BAGÉ: O CINEMA DO CHARQUE, DO HORIZONTE, DA FRONTEIRA E DO JOELHAÇO.
Qualquer dia que rolar um tempinho, vou colocar no papel os Festivais de Cinema que já conheci pelo Brasil. A quantidade não é importante. O que importa mesmo é constatar, em cada canto do país, o poder de mobilização desta coisa chamada Cinema.
Cheguei ontem (25) no começo da noite aqui na cidade de Bagé, extremo sul do país, para conhecer o Festival Internacional de Cinema da Fronteira, já em sua quinta edição. Bagé fica a praticamente 5 horas de Porto Alegre, de carro, por uma estrada das mais agradáveis.

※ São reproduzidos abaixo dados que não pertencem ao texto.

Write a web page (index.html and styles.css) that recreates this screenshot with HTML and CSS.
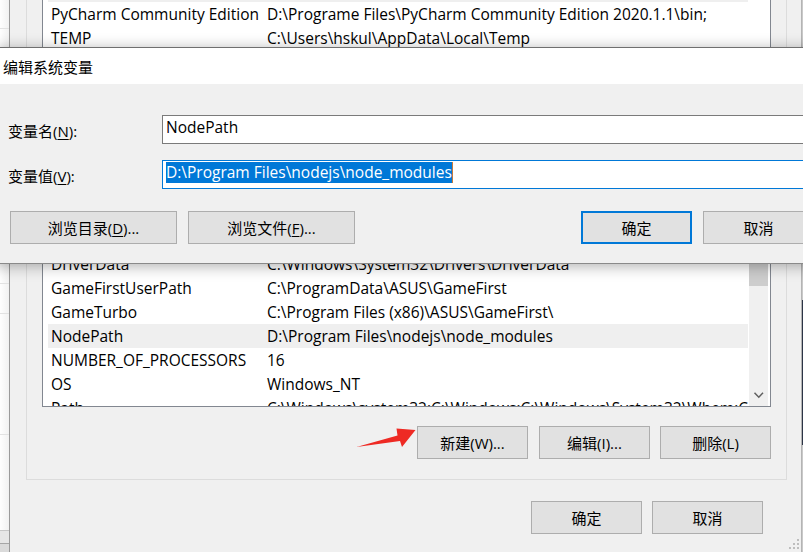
FILE: index.html
```html
<!DOCTYPE html>
<html lang="zh-CN">
<head>
<meta charset="utf-8">
<title>编辑系统变量</title>
<link rel="stylesheet" href="styles.css">
</head>
<body>
<div class="desk">
  <div class="side-win">
    <div class="side-row s1"></div>
    <div class="side-row s2"></div>
    <div class="side-row s3"></div>
    <div class="side-row s4"></div>
    <div class="side-row s5"></div>
    <div class="side-row s6"></div>
    <div class="side-row s7"></div>
  </div>

  <div class="desk-edge"></div>

  <div class="env-win">
    <div class="group group-user">
      <div class="listbox list-user">
        <div class="rows">
          <div class="row selected"><span class="cell">Path</span><span class="cell">C:\Users\hskul\AppData\Local\Microsoft\WindowsApps;</span></div>
          <div class="row"><span class="cell">PyCharm Community Edition</span><span class="cell">D:\Programe Files\PyCharm Community Edition 2020.1.1\bin;</span></div>
          <div class="row"><span class="cell">TEMP</span><span class="cell">C:\Users\hskul\AppData\Local\Temp</span></div>
          <div class="row"><span class="cell">TMP</span><span class="cell">C:\Users\hskul\AppData\Local\Temp</span></div>
        </div>
      </div>
    </div>

    <div class="group group-sys">
      <div class="listbox list-sys">
        <div class="rows">
          <div class="row"><span class="cell">ComSpec</span><span class="cell">C:\Windows\system32\cmd.exe</span></div>
          <div class="row"><span class="cell">DriverData</span><span class="cell">C:\Windows\System32\Drivers\DriverData</span></div>
          <div class="row"><span class="cell">GameFirstUserPath</span><span class="cell">C:\ProgramData\ASUS\GameFirst</span></div>
          <div class="row"><span class="cell">GameTurbo</span><span class="cell">C:\Program Files (x86)\ASUS\GameFirst\</span></div>
          <div class="row selected"><span class="cell">NodePath</span><span class="cell">D:\Program Files\nodejs\node_modules</span></div>
          <div class="row"><span class="cell">NUMBER_OF_PROCESSORS</span><span class="cell">16</span></div>
          <div class="row"><span class="cell">OS</span><span class="cell">Windows_NT</span></div>
          <div class="row"><span class="cell">Path</span><span class="cell">C:\Windows\system32;C:\Windows;C:\Windows\System32\Wbem;C:\Windows\System32\WindowsPowerShell\v1.0\</span></div>
        </div>
        <div class="vscroll">
          <div class="sb-btn sb-up"></div>
          <div class="sb-thumb"></div>
          <div class="sb-fill"></div>
          <div class="sb-btn sb-down">
            <svg width="19" height="17" viewBox="0 0 19 17"><path d="M5.5 3.8 L9.8 8.2 L14 3.8" fill="none" stroke="#606060" stroke-width="1.5"/></svg>
          </div>
        </div>
      </div>
      <div class="btn-row group-btns">
        <button class="btn">新建(W)...</button>
        <button class="btn">编辑(I)...</button>
        <button class="btn">删除(L)</button>
      </div>
    </div>

    <div class="btn-row win-btns">
      <button class="btn">确定</button>
      <button class="btn">取消</button>
    </div>
  </div>

  <svg class="grip" width="14" height="15" viewBox="0 0 14 15">
    <rect x="10" y="2" width="2" height="2" fill="#bdbdbd"/>
    <rect x="6" y="6" width="2" height="2" fill="#bdbdbd"/>
    <rect x="10" y="6" width="2" height="2" fill="#bdbdbd"/>
    <rect x="2" y="10" width="2" height="2" fill="#bdbdbd"/>
    <rect x="6" y="10" width="2" height="2" fill="#bdbdbd"/>
    <rect x="10" y="10" width="2" height="2" fill="#bdbdbd"/>
  </svg>

  <div class="dialog">
    <div class="titlebar">编辑系统变量</div>
    <div class="dlg-body">
      <div class="field">
        <label class="field-label">变量名(<u>N</u>):</label>
        <div class="textbox"><span class="tb-text">NodePath</span></div>
      </div>
      <div class="field field-2">
        <label class="field-label">变量值(<u>V</u>):</label>
        <div class="textbox focused"><span class="tb-text sel">D:\Program Files\nodejs\node_modules</span><span class="caret"></span></div>
      </div>
      <div class="dlg-buttons">
        <button class="btn btn-wide">浏览目录(<u>D</u>)...</button>
        <button class="btn btn-wide">浏览文件(<u>F</u>)...</button>
        <span class="spacer"></span>
        <button class="btn btn-default">确定</button>
        <button class="btn">取消</button>
      </div>
    </div>
  </div>

  <svg class="arrow" width="803" height="552" viewBox="0 0 803 552">
    <polygon points="356.5,447 397.5,435.5 396.5,428.5 415.5,430 402,447 400,441" fill="#ee2a24"/>
  </svg>
</div>
</body>
</html>
```

FILE: styles.css
```css
* { box-sizing: border-box; }

html, body {
  margin: 0;
  padding: 0;
}

body {
  width: 803px;
  height: 552px;
  overflow: hidden;
  font-family: "Open Sans", "Noto Sans CJK SC", sans-serif;
  font-size: 15px;
  color: #000;
}

.desk {
  position: relative;
  width: 803px;
  height: 552px;
  overflow: hidden;
  background: #c9c9c9;
}

/* window peeking at the far left */
.side-win {
  position: absolute;
  left: 0;
  top: 0;
  width: 9px;
  height: 552px;
  display: flex;
  flex-direction: column;
  background: linear-gradient(to right, #fefefe, #f1f1f1);
}
.side-row { border-bottom: 1px solid #e2e2e2; flex: none; }
.s1 { height: 29px; }
.s2 { height: 255px; }
.s3 { height: 30px; }
.s4 { height: 121px; }
.s5 { height: 96px; border-bottom-color: #c6c6c6; }
.s6 { height: 13px; background: #e6e6e6; border-bottom-color: #a6a6a6; }
.s7 { flex: 1; background: #dadada; border-bottom: 0; }

.desk-edge {
  position: absolute;
  left: 802px;
  top: 300px;
  width: 1px;
  height: 145px;
  background: #2c3446;
}

/* environment variables window behind */
.env-win {
  position: absolute;
  left: 9px;
  top: -40px;
  width: 793px;
  height: 640px;
  background: #f0f0f0;
  border-left: 1px solid #9a9a9a;
  border-right: 1px solid #b4b4b4;
  display: flex;
  flex-direction: column;
}

.group {
  margin: 0 14px 0 16px;
  border: 1px solid #dcdcdc;
  padding: 0 15px;
}
.group-user {
  padding-top: 16px;
  padding-bottom: 40px;
}
.group-sys {
  margin-top: 20px;
  padding-top: 65px;
  padding-bottom: 20px;
}

.listbox {
  background: #fff;
  border: 1px solid #828790;
  display: flex;
  overflow: hidden;
}
.list-user { height: 123px; }
.list-sys { height: 180px; }

.rows {
  flex: none;
  width: 700px;
  margin-left: 5px;
  overflow: hidden;
}
.row {
  height: 24px;
  line-height: 24px;
  font-size: 15.5px;
  display: grid;
  grid-template-columns: 216px 484px;
  white-space: nowrap;
}
.row.selected { background: #efefef; }
.cell {
  padding-left: 3px;
  overflow: hidden;
}

.vscroll {
  flex: none;
  width: 19px;
  margin-left: 1px;
  background: #f0f0f0;
  display: flex;
  flex-direction: column;
}
.sb-btn { height: 17px; flex: none; }
.sb-down svg { display: block; }
.sb-thumb {
  margin-top: 18px;
  height: 23px;
  background: #cdcdcd;
  flex: none;
}
.sb-fill { flex: 1; }

.btn-row {
  display: flex;
  justify-content: flex-end;
}
.group-btns {
  margin-top: 19px;
  gap: 11px;
  padding-right: 0;
}
.group-btns .btn:last-child { margin-left: -1px; }
.win-btns {
  margin-top: 21px;
  gap: 10px;
  padding-right: 38px;
}

.btn {
  width: 111px;
  height: 33px;
  background: #e1e1e1;
  border: 1px solid #adadad;
  padding: 0;
  margin: 0;
  font: inherit;
  font-size: 15px;
  line-height: 20px;
  color: #000;
  text-align: center;
}
.btn u { text-underline-offset: 2px; }

.grip {
  position: absolute;
  left: 787px;
  top: 537px;
}

/* front dialog */
.dialog {
  position: absolute;
  left: -5px;
  top: 47px;
  width: 840px;
  border: 1px solid #6f6f6f;
  border-bottom-color: #8a8a8a;
  background: #f0f0f0;
  box-shadow: 0 2px 14px rgba(0, 0, 0, 0.32);
}
.titlebar {
  height: 36px;
  background: #fff;
  padding: 2px 0 0 7px;
  line-height: 34px;
  font-size: 15px;
  color: #000;
}
.dlg-body {
  height: 179px;
  padding: 31px 20px 19px 12px;
}
.field {
  display: flex;
  align-items: center;
  height: 29px;
}
.field-2 { margin-top: 16px; }
.field-label {
  width: 154px;
  flex: none;
  line-height: 20px;
  padding-top: 3px;
}
.field-label u { text-underline-offset: 2px; }
.textbox {
  flex: 1;
  height: 29px;
  background: #fff;
  border: 1px solid #7a7a7a;
  padding: 1px 0 0 3px;
  display: flex;
  align-items: flex-start;
  white-space: nowrap;
}
.textbox.focused { border-color: #0078d7; }
.tb-text {
  line-height: 21px;
  height: 21px;
  font-size: 15.5px;
}
.tb-text.sel {
  background: #0078d7;
  color: #fff;
}
.caret {
  width: 1px;
  height: 21px;
  background: #c77a3a;
}

.dlg-buttons {
  display: flex;
  margin-top: 22px;
  padding-left: 2px;
  gap: 11px;
}
.btn-wide { width: 167px; }
.btn-default { border: 2px solid #0078d7; }
.spacer { flex: 1; }

.arrow {
  position: absolute;
  left: 0;
  top: 0;
  pointer-events: none;
}
```
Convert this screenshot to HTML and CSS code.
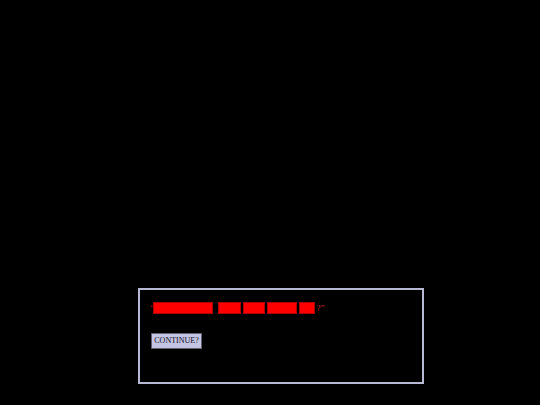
FILE: index.html
```html
<!DOCTYPE html>
<html>
<head>
<meta charset="utf-8">
<link rel="stylesheet" href="styles.css">
</head>
<body>
<div class="dialog">
  <div class="line">
    <span class="mark q">“</span>
    <span class="word w1"></span>
    <span class="mark comma">,</span>
    <span class="word w2"></span>
    <span class="word w3"></span>
    <span class="word w4"></span>
    <span class="word w5"></span>
    <span class="mark end">?”</span>
  </div>
  <button class="btn">CONTINUE?</button>
</div>
</body>
</html>
```
FILE: styles.css
```css
html, body {
  margin: 0;
  background: #000;
}
body {
  width: 540px;
  height: 405px;
  box-sizing: border-box;
  padding: 288px 0 0 138px;
  font-family: "Liberation Serif", serif;
}
.dialog {
  width: 286px;
  height: 96px;
  box-sizing: border-box;
  border: 2px solid #b8b8d4;
  padding: 12px 0 0 10px;
}
.line {
  display: flex;
  align-items: center;
  height: 12px;
}
.word {
  display: inline-block;
  height: 12px;
  box-sizing: border-box;
  background: #ff0000;
  border: 1px solid #b00000;
}
.w1 { width: 60px; }
.w2 { width: 23px; }
.w3 { width: 22px; margin-left: 2px; }
.w4 { width: 30px; margin-left: 2px; }
.w5 { width: 16px; margin-left: 2px; }
.mark {
  color: #b00000;
  font-size: 8px;
  line-height: 12px;
}
.q { margin-right: -1px; }
.comma { margin-left: 1px; margin-right: 2px; color: #500000; }
.end { margin-left: 2px; color: #d02020; font-size: 9px; }
.btn {
  display: block;
  margin: 19px 0 0 1px;
  width: 51px;
  height: 16px;
  padding: 0;
  box-sizing: border-box;
  background: #c4c4e4;
  border: 1px solid #606070;
  border-radius: 0;
  font-family: "Liberation Serif", serif;
  font-size: 8px;
  color: #101018;
  line-height: 14px;
  text-align: center;
}
```
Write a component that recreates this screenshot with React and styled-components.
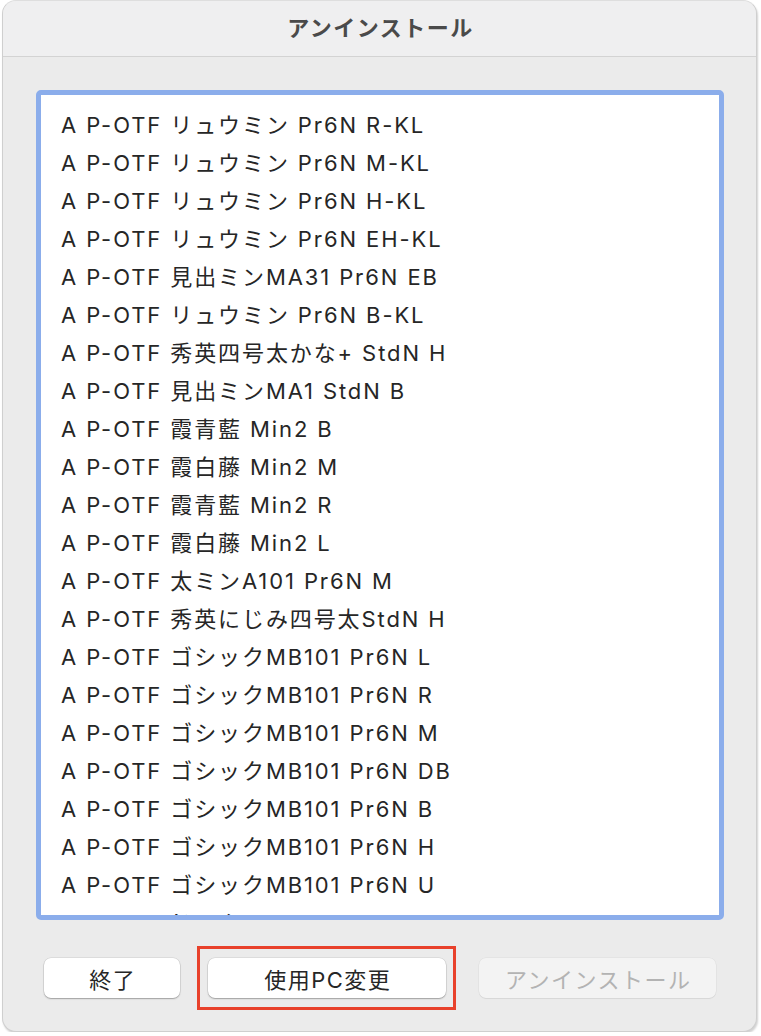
import styled, { createGlobalStyle } from "styled-components";

const fontes = [
    "A P-OTF リュウミン Pr6N R-KL",
    "A P-OTF リュウミン Pr6N M-KL",
    "A P-OTF リュウミン Pr6N H-KL",
    "A P-OTF リュウミン Pr6N EH-KL",
    "A P-OTF 見出ミンMA31 Pr6N EB",
    "A P-OTF リュウミン Pr6N B-KL",
    "A P-OTF 秀英四号太かな+ StdN H",
    "A P-OTF 見出ミンMA1 StdN B",
    "A P-OTF 霞青藍 Min2 B",
    "A P-OTF 霞白藤 Min2 M",
    "A P-OTF 霞青藍 Min2 R",
    "A P-OTF 霞白藤 Min2 L",
    "A P-OTF 太ミンA101 Pr6N M",
    "A P-OTF 秀英にじみ四号太StdN H",
    "A P-OTF ゴシックMB101 Pr6N L",
    "A P-OTF ゴシックMB101 Pr6N R",
    "A P-OTF ゴシックMB101 Pr6N M",
    "A P-OTF ゴシックMB101 Pr6N DB",
    "A P-OTF ゴシックMB101 Pr6N B",
    "A P-OTF ゴシックMB101 Pr6N H",
    "A P-OTF ゴシックMB101 Pr6N U",
    "A P-OTF じゅんPro Pr6N 101",
];

const FONTE = `Inter, "Noto Sans CJK JP", sans-serif`;

export default function App() {
    return (
        <>
            <Global />
            <Janela>
                <BarraTitulo>アンインストール</BarraTitulo>
                <Conteudo>
                    <Lista>
                        {fontes.map((nome, i) => (
                            <Item key={i}>{nome}</Item>
                        ))}
                    </Lista>
                    <Botoes>
                        <Botao $largura={136}>終了</Botao>
                        <Destaque>
                            <Botao $largura={238}>使用PC変更</Botao>
                            <Marcacao />
                        </Destaque>
                        <Botao $largura={237} $desativado disabled>アンインストール</Botao>
                    </Botoes>
                </Conteudo>
            </Janela>
        </>
    );
}

const Global = createGlobalStyle`
    body {
        margin: 0;
        background: #ffffff;
        font-family: ${FONTE};
    }
`;

const Janela = styled.div`
    margin-left: 2px;
    width: 755px;
    height: 1032px;
    background-color: #ebebeb;
    border: 1px solid #cfcfcf;
    border-top-color: #dedede;
    border-radius: 14px;
    box-shadow: 1px 2px 2px rgba(0, 0, 0, 0.18);
    box-sizing: border-box;
    overflow: hidden;
    display: flex;
    flex-direction: column;
`;

const BarraTitulo = styled.div`
    height: 56px;
    flex-shrink: 0;
    display: flex;
    justify-content: center;
    align-items: center;
    background-color: #efeff0;
    border-bottom: 1px solid #d3d3d3;
    color: #4a4a4a;
    font-size: 22px;
    font-weight: 700;
    letter-spacing: 1.5px;
    padding: 0 0 6px 2px;
    box-sizing: border-box;
`;

const Conteudo = styled.div`
    display: flex;
    flex-direction: column;
    padding: 33px 0 0 33px;
`;

const Lista = styled.div`
    width: 688px;
    height: 830px;
    box-sizing: border-box;
    background-color: #ffffff;
    border: 5px solid #8badeb;
    border-radius: 5px;
    padding: 11px 0 0 20px;
    overflow: hidden;
`;

const Item = styled.div`
    height: 38px;
    line-height: 38px;
    font-size: 22px;
    letter-spacing: 1.9px;
    color: #262626;
    white-space: nowrap;
`;

const Botoes = styled.div`
    display: flex;
    align-items: center;
    margin-top: 38px;
    padding-left: 8px;
    gap: 28px;

    & > :last-child {
        margin-left: 5px;
    }
`;

const Destaque = styled.div`
    position: relative;
    display: flex;
`;

const Marcacao = styled.div`
    position: absolute;
    top: -12px;
    bottom: -12px;
    left: -11px;
    right: -10px;
    border: 3px solid #e8412b;
    pointer-events: none;
`;

const Botao = styled.button`
    width: ${props => props.$largura}px;
    height: 40px;
    border: none;
    border-radius: 7px;
    background-color: ${props => props.$desativado ? "#f3f3f3" : "#ffffff"};
    color: ${props => props.$desativado ? "#b3b3b3" : "#262626"};
    box-shadow: ${props => props.$desativado
        ? "0 0 0 0.5px rgba(0,0,0,0.06), 0 1px 1px rgba(0,0,0,0.06)"
        : "0 0 0 0.5px rgba(0,0,0,0.12), 0 1px 1.5px rgba(0,0,0,0.28)"};
    font-family: ${FONTE};
    font-size: 22px;
    letter-spacing: 1.5px;
    padding: 0 0 0 1.5px;
    display: flex;
    justify-content: center;
    align-items: center;
    cursor: pointer;
`;
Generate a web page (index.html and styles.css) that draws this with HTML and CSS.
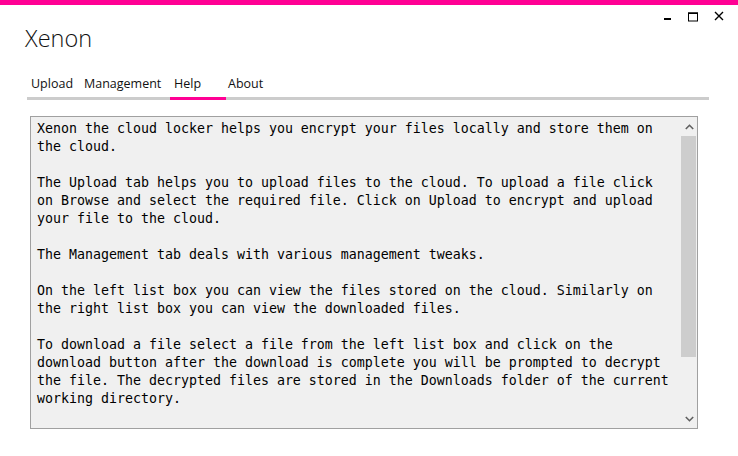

Ainda não deu para tomar pé da situação do evento, mas mesmo assim este Festival já provoca várias reflexões.
Primeiro porque sua sessão de abertura foi realizada no chamado Centro Histórico Santa Thereza (na foto, o cinema ao lado da capela histórica), que era um antigo charqueado que está sendo aos poucos devidamente restaurado e transformado em polo cultural. Me explicam por aqui que charqueado, no sul, equivale mais ou menos à carne seca nordestina, com a diferença que no sul a carne é desidratada pelo sal, e no nordeste isso acontece pela ação do sol. Ou seja, onde antes se secava a carne, agora se faz cinema e cultura. E o que é fazer cinema senão botar a carne pra secar, o pulso pra pulsar, a cara pra bater?
Também chama a atenção por aqui a espantosa imensidão dos horizontes. Estamos nos pampas gaúchos, onde tudo é plano, a vista alcança distâncias inimagináveis na cidade grande, e o mundo parece não ter fim. E o que é fazer cinema senão alargar os horizontes, aguçar as vistas e não permitir que nada interrompa o nosso olhar?
Um terceiro ponto: estamos há apenas 50 quilômetros do Uruguai. Um senhor carioca de nascimento e gaúcho por opção me conta que por aqui, historicamente, a fronteira sempre foi “elástica”, ou seja, gigantescos pedaços de terra poderiam pertencer ao Brasil, ao Uruguai ou mesmo à Argentina, dependendo apenas da situação política ou da movimentação das tropas. Uma região de campanha, como se fala, onde os sotaques se sobrepõem e os costumes se misturam. E o que é fazer cinema senão desafiar fronteiras, misturar culturas e de tudo isso extrair a verdadeira essência da vida?
E, por fim, vale lembrar que estamos em Bagé, terra de um dos mais emblemáticos personagens brasileiros, criação imortal de Luís Fernando Veríssimo: o Analista de Bagé. E o que é fazer cinema senão se submeter diariamente à questionável porém eficiente “terapia do joelhaço”, tão brilhantemente difundida por este inesquecível analista?
Sem dúvida, esta fronteira dá o que pensar…
Celso Sabadin viajou a Bagé a convite da produção do evento.